** Interface markup and scripts **
--- Begin ---

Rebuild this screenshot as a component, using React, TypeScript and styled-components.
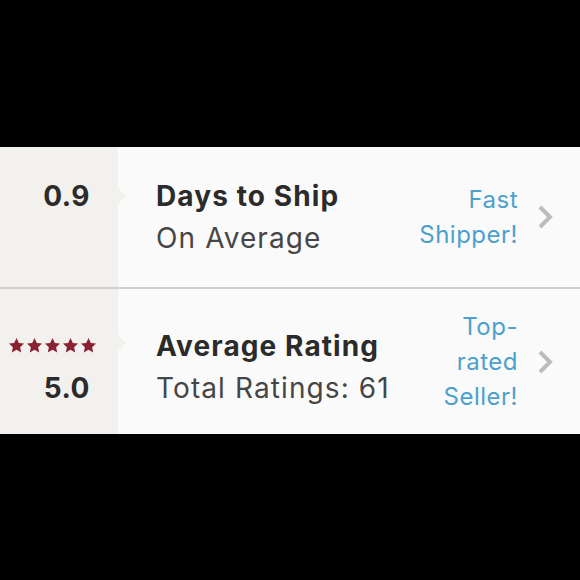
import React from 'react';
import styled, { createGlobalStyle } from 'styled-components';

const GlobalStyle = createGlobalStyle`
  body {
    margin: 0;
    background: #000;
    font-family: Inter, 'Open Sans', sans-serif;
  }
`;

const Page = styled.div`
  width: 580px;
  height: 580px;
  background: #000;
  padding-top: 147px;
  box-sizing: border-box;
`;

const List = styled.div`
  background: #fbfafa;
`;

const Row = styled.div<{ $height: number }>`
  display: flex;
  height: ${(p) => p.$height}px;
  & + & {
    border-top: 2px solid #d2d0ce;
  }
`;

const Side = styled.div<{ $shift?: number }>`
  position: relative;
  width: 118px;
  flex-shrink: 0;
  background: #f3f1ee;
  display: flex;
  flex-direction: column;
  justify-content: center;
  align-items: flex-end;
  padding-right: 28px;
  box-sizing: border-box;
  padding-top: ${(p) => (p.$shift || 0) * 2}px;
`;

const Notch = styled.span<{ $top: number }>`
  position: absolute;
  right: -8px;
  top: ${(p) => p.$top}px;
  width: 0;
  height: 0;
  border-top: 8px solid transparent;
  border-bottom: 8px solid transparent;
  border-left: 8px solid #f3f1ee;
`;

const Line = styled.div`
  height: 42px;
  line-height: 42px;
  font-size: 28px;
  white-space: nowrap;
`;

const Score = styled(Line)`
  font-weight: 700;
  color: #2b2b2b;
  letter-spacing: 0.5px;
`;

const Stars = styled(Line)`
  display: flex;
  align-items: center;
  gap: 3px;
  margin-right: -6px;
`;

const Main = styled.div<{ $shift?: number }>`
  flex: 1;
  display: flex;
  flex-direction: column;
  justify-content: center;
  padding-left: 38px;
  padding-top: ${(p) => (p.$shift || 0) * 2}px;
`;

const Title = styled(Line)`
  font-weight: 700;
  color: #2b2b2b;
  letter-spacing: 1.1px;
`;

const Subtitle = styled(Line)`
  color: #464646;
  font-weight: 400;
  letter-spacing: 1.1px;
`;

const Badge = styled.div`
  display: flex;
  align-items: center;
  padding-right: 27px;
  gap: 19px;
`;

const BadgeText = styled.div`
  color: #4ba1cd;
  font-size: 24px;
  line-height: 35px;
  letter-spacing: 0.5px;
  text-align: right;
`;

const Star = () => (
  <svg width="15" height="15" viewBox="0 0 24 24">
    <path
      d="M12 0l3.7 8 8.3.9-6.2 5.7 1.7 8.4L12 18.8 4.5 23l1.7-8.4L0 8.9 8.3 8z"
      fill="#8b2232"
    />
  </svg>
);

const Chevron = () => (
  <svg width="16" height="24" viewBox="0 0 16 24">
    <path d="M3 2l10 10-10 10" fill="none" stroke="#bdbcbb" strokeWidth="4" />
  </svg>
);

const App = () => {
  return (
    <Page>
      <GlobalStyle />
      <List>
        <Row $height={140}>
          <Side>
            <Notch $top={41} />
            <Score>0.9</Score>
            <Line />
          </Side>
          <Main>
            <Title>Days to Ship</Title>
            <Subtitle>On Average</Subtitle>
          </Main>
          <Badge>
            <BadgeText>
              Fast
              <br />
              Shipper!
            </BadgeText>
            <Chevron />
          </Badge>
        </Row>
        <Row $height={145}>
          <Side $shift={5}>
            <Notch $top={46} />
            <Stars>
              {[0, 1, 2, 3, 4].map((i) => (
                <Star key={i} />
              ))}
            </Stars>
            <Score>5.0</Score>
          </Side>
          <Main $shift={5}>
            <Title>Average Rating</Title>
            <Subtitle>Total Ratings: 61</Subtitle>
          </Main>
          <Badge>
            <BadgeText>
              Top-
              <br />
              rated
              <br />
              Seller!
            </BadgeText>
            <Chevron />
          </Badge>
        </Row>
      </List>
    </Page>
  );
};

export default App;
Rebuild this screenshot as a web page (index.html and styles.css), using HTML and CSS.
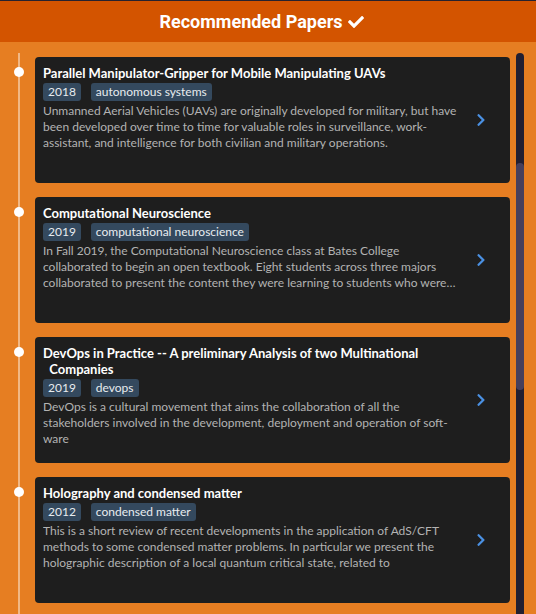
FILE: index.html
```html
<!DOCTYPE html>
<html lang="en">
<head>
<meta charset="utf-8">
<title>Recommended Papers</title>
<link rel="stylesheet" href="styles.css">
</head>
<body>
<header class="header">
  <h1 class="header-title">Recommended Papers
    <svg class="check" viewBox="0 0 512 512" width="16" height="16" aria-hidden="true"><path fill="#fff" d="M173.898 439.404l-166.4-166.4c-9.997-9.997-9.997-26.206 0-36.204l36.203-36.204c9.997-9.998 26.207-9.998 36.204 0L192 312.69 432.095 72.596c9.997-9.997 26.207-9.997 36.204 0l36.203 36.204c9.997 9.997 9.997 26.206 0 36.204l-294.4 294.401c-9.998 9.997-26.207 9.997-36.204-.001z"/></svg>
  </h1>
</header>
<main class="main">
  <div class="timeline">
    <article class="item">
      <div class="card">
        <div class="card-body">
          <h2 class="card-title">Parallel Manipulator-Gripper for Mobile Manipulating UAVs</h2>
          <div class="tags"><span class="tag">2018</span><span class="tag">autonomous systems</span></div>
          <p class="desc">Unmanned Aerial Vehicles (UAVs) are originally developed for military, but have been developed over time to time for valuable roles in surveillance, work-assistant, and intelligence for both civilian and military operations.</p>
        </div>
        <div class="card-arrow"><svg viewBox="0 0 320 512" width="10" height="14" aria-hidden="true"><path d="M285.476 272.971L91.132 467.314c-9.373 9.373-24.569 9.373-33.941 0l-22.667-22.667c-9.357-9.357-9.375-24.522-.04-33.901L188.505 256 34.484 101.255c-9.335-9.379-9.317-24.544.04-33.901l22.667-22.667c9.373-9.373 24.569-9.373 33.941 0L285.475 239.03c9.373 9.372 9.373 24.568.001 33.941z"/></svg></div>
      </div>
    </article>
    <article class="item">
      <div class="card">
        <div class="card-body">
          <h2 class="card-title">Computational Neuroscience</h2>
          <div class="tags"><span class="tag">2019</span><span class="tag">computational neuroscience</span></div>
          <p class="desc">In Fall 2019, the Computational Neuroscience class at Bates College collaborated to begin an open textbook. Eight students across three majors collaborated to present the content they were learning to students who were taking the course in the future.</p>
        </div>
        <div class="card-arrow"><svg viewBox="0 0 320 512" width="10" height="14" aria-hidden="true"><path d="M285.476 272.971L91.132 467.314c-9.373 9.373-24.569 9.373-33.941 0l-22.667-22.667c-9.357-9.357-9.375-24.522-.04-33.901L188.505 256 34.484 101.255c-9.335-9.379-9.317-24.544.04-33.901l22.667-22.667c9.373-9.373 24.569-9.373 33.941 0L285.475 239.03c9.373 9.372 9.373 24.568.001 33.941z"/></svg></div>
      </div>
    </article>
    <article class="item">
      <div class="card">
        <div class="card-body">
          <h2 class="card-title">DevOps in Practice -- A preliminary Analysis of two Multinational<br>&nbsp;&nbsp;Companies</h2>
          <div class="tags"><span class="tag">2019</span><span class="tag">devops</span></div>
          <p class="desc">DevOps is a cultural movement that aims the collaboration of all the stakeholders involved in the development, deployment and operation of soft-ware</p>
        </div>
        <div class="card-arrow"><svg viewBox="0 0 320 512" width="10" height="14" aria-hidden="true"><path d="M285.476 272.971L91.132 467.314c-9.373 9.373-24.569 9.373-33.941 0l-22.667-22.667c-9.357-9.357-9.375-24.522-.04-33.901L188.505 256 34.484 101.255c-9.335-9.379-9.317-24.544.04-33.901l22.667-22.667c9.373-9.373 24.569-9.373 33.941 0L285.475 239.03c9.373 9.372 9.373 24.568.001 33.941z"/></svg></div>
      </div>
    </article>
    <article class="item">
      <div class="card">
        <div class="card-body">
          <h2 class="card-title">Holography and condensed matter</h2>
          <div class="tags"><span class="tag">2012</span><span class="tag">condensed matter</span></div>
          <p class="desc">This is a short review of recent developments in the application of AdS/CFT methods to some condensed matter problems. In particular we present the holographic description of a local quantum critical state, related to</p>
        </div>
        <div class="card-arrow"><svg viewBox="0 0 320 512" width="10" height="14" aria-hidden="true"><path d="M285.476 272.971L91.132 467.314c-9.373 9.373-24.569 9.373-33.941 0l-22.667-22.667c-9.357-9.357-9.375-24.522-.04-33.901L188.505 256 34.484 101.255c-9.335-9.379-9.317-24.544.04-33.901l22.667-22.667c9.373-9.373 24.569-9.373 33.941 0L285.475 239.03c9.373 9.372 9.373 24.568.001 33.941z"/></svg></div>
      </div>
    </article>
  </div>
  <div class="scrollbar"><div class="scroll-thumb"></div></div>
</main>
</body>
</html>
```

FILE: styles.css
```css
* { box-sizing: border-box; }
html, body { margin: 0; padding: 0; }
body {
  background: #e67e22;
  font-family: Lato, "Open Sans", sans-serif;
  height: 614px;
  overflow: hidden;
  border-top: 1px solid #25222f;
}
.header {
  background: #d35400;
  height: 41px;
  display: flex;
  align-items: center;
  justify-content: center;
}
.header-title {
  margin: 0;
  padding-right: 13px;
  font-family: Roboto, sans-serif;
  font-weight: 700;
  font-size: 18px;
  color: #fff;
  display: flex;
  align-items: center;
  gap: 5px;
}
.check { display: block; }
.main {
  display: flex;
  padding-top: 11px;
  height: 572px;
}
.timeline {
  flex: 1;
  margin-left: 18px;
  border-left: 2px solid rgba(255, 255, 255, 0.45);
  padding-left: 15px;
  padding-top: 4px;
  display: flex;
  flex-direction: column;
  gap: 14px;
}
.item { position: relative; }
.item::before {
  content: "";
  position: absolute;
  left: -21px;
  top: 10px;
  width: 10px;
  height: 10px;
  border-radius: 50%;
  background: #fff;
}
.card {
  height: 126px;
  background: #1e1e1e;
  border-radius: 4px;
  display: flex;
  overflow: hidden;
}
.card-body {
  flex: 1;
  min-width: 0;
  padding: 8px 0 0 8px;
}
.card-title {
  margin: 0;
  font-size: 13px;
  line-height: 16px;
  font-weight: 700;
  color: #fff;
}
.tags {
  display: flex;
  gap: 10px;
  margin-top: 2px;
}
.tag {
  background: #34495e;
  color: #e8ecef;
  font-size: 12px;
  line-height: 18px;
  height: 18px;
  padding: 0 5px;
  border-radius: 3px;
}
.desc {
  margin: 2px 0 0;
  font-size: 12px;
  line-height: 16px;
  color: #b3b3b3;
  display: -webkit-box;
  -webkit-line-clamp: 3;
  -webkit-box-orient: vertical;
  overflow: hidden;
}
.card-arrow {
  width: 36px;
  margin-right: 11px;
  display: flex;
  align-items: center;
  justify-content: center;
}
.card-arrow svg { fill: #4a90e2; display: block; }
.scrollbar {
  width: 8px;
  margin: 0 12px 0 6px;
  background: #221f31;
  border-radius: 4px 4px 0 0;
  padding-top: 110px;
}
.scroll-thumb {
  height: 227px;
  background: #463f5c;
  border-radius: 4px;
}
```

--- End ---

** Exercise instructions **
Check each line of the data above for the string "index" and report only how many lines have it.

** Result for this exercise **
2